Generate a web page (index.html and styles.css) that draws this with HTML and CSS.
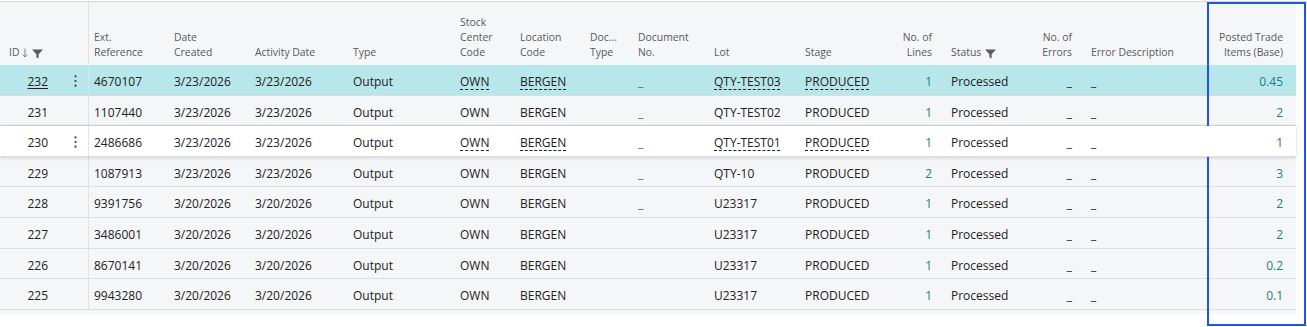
FILE: index.html
```html
<!DOCTYPE html>
<html lang="en">
<head>
<meta charset="utf-8">
<title>Trade Item Journal</title>
<link rel="stylesheet" href="styles.css">
</head>
<body>
<div class="page">
  <div class="list">
    <div class="row head">
      <div class="c hid"><span class="hl">ID<svg class="arrow" width="6" height="10" viewBox="0 0 6 10"><path d="M3 0.5v8.5M0.8 6.6L3 9l2.2-2.4" fill="none" stroke="#808080" stroke-width="1"/></svg><svg class="funnel" width="11" height="10" viewBox="0 0 11 10"><path d="M0 0.5h11L6.6 5.2v4.3L4.4 8.3V5.2z" fill="#5a5a5a"/></svg></span></div>
      <div class="c"></div>
      <div class="c sep">Ext.<br>Reference</div>
      <div class="c">Date<br>Created</div>
      <div class="c">Activity Date</div>
      <div class="c">Type</div>
      <div class="c">Stock<br>Center<br>Code</div>
      <div class="c">Location<br>Code</div>
      <div class="c">Doc...<br>Type</div>
      <div class="c">Document<br>No.</div>
      <div class="c">Lot</div>
      <div class="c">Stage</div>
      <div class="c r">No. of<br>Lines</div>
      <div class="c"><span class="hl">Status<svg class="funnel" width="11" height="10" viewBox="0 0 11 10"><path d="M0 0.5h11L6.6 5.2v4.3L4.4 8.3V5.2z" fill="#5a5a5a"/></svg></span></div>
      <div class="c r">No. of<br>Errors</div>
      <div class="c">Error Description</div>
      <div class="c r">Posted Trade<br>Items (Base)</div>
    </div>

    <div class="row data sel">
      <div class="c r idc"><span class="ul">232</span></div>
      <div class="c menu"><svg width="3" height="12" viewBox="0 0 3 12"><circle cx="1.5" cy="1.3" r="1.1"/><circle cx="1.5" cy="6" r="1.1"/><circle cx="1.5" cy="10.7" r="1.1"/></svg></div>
      <div class="c sep">4670107</div>
      <div class="c">3/23/2026</div>
      <div class="c">3/23/2026</div>
      <div class="c">Output</div>
      <div class="c"><span class="dl">OWN</span></div>
      <div class="c"><span class="dl">BERGEN</span></div>
      <div class="c"></div>
      <div class="c lk">_</div>
      <div class="c"><span class="dl">QTY-TEST03</span></div>
      <div class="c"><span class="dl">PRODUCED</span></div>
      <div class="c r lk">1</div>
      <div class="c">Processed</div>
      <div class="c r">_</div>
      <div class="c">_</div>
      <div class="c r lk">0.45</div>
    </div>

    <div class="row data">
      <div class="c r idc">231</div>
      <div class="c menu"></div>
      <div class="c sep">1107440</div>
      <div class="c">3/23/2026</div>
      <div class="c">3/23/2026</div>
      <div class="c">Output</div>
      <div class="c">OWN</div>
      <div class="c">BERGEN</div>
      <div class="c"></div>
      <div class="c lk">_</div>
      <div class="c">QTY-TEST02</div>
      <div class="c">PRODUCED</div>
      <div class="c r lk">1</div>
      <div class="c">Processed</div>
      <div class="c r">_</div>
      <div class="c">_</div>
      <div class="c r lk">2</div>
    </div>

    <div class="row data cur">
      <div class="c r idc">230</div>
      <div class="c menu"><svg width="3" height="12" viewBox="0 0 3 12"><circle cx="1.5" cy="1.3" r="1.1"/><circle cx="1.5" cy="6" r="1.1"/><circle cx="1.5" cy="10.7" r="1.1"/></svg></div>
      <div class="c sep">2486686</div>
      <div class="c">3/23/2026</div>
      <div class="c">3/23/2026</div>
      <div class="c">Output</div>
      <div class="c"><span class="dl">OWN</span></div>
      <div class="c"><span class="dl">BERGEN</span></div>
      <div class="c"></div>
      <div class="c lk">_</div>
      <div class="c"><span class="dl">QTY-TEST01</span></div>
      <div class="c"><span class="dl">PRODUCED</span></div>
      <div class="c r lk">1</div>
      <div class="c">Processed</div>
      <div class="c r">_</div>
      <div class="c">_</div>
      <div class="c r mute">1</div>
    </div>

    <div class="row data">
      <div class="c r idc">229</div>
      <div class="c menu"></div>
      <div class="c sep">1087913</div>
      <div class="c">3/23/2026</div>
      <div class="c">3/23/2026</div>
      <div class="c">Output</div>
      <div class="c">OWN</div>
      <div class="c">BERGEN</div>
      <div class="c"></div>
      <div class="c lk">_</div>
      <div class="c">QTY-10</div>
      <div class="c">PRODUCED</div>
      <div class="c r lk">2</div>
      <div class="c">Processed</div>
      <div class="c r">_</div>
      <div class="c">_</div>
      <div class="c r lk">3</div>
    </div>

    <div class="row data">
      <div class="c r idc">228</div>
      <div class="c menu"></div>
      <div class="c sep">9391756</div>
      <div class="c">3/20/2026</div>
      <div class="c">3/20/2026</div>
      <div class="c">Output</div>
      <div class="c">OWN</div>
      <div class="c">BERGEN</div>
      <div class="c"></div>
      <div class="c lk">_</div>
      <div class="c">U23317</div>
      <div class="c">PRODUCED</div>
      <div class="c r lk">1</div>
      <div class="c">Processed</div>
      <div class="c r">_</div>
      <div class="c">_</div>
      <div class="c r lk">2</div>
    </div>

    <div class="row data">
      <div class="c r idc">227</div>
      <div class="c menu"></div>
      <div class="c sep">3486001</div>
      <div class="c">3/20/2026</div>
      <div class="c">3/20/2026</div>
      <div class="c">Output</div>
      <div class="c">OWN</div>
      <div class="c">BERGEN</div>
      <div class="c"></div>
      <div class="c lk"></div>
      <div class="c">U23317</div>
      <div class="c">PRODUCED</div>
      <div class="c r lk">1</div>
      <div class="c">Processed</div>
      <div class="c r">_</div>
      <div class="c">_</div>
      <div class="c r lk">2</div>
    </div>

    <div class="row data">
      <div class="c r idc">226</div>
      <div class="c menu"></div>
      <div class="c sep">8670141</div>
      <div class="c">3/20/2026</div>
      <div class="c">3/20/2026</div>
      <div class="c">Output</div>
      <div class="c">OWN</div>
      <div class="c">BERGEN</div>
      <div class="c"></div>
      <div class="c lk"></div>
      <div class="c">U23317</div>
      <div class="c">PRODUCED</div>
      <div class="c r lk">1</div>
      <div class="c">Processed</div>
      <div class="c r">_</div>
      <div class="c">_</div>
      <div class="c r lk">0.2</div>
    </div>

    <div class="row data">
      <div class="c r idc">225</div>
      <div class="c menu"></div>
      <div class="c sep">9943280</div>
      <div class="c">3/20/2026</div>
      <div class="c">3/20/2026</div>
      <div class="c">Output</div>
      <div class="c">OWN</div>
      <div class="c">BERGEN</div>
      <div class="c"></div>
      <div class="c lk"></div>
      <div class="c">U23317</div>
      <div class="c">PRODUCED</div>
      <div class="c r lk">1</div>
      <div class="c">Processed</div>
      <div class="c r">_</div>
      <div class="c">_</div>
      <div class="c r lk">0.1</div>
    </div>
  </div>
  <div class="highlight"></div>
</div>
</body>
</html>
```

FILE: styles.css
```css
* { box-sizing: border-box; }
html, body { margin: 0; padding: 0; background: #ffffff; }
body {
  font-family: "Open Sans", "Noto Sans", sans-serif;
  color: #212121;
  width: 1307px;
  height: 327px;
  overflow: hidden;
}
.page {
  position: relative;
  margin-top: 1px;
  border-top: 1px solid #d6d6d6;
}
.list {
  width: 1296px;
  background: #f5f6f8;
  padding-bottom: 4px;
}
.row {
  display: grid;
  grid-template-columns: 62px 26px 80px 81px 98px 107px 60px 70px 48px 76px 91px 82px 64px 85px 55px 115px 96px;
}
.c {
  padding: 0 6px;
  white-space: nowrap;
  overflow: hidden;
}
.c.r { text-align: right; padding-right: 13px; padding-left: 2px; }
.c.sep { border-left: 1px solid #e1e2e4; padding-left: 5px; }

.head {
  height: 63px;
  font-size: 10.4px;
  line-height: 15px;
  color: #555a5e;
}
.head .c {
  display: flex;
  flex-direction: column;
  justify-content: flex-end;
  padding-bottom: 5px;
}
.head .c.r { align-items: flex-end; }
.head .hid { padding-left: 9px; }
.hl { display: inline-flex; align-items: center; }
.arrow { margin-left: 3px; margin-top: 1px; }
.funnel { margin-left: 4px; margin-top: 2px; }

.data {
  height: 30.6px;
  font-size: 12px;
  border-bottom: 1px solid #dcdddf;
  align-items: stretch;
}
.data .c { line-height: 16px; padding-top: 9px; }
.data .c.idc { padding-right: 14px; }
.data .c.menu { display: flex; justify-content: center; align-items: center; padding: 2px 0 0 0; }
.menu svg { fill: #3a3a3a; margin-left: 1px; }

.sel { background: #b8e7eb; }
.cur {
  background: #ffffff;
  position: relative;
  z-index: 1;
  box-shadow: 0 1px 4px rgba(0, 0, 0, 0.14), 0 -1px 2px rgba(0, 0, 0, 0.06);
}
.ul { text-decoration: underline; text-underline-offset: 2px; }
.dl {
  text-decoration: underline dashed;
  text-decoration-thickness: 1px;
  text-underline-offset: 3px;
}
.lk { color: #1a7d86; }
.mute { color: #5d6365; }

.highlight {
  position: absolute;
  left: 1207px;
  top: 0px;
  width: 99px;
  height: 324px;
  border: 2px solid #1c56e2;
}
```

- _Problem details_
Write down only how many lines in the listing contain the word "page".

- _Full response_
3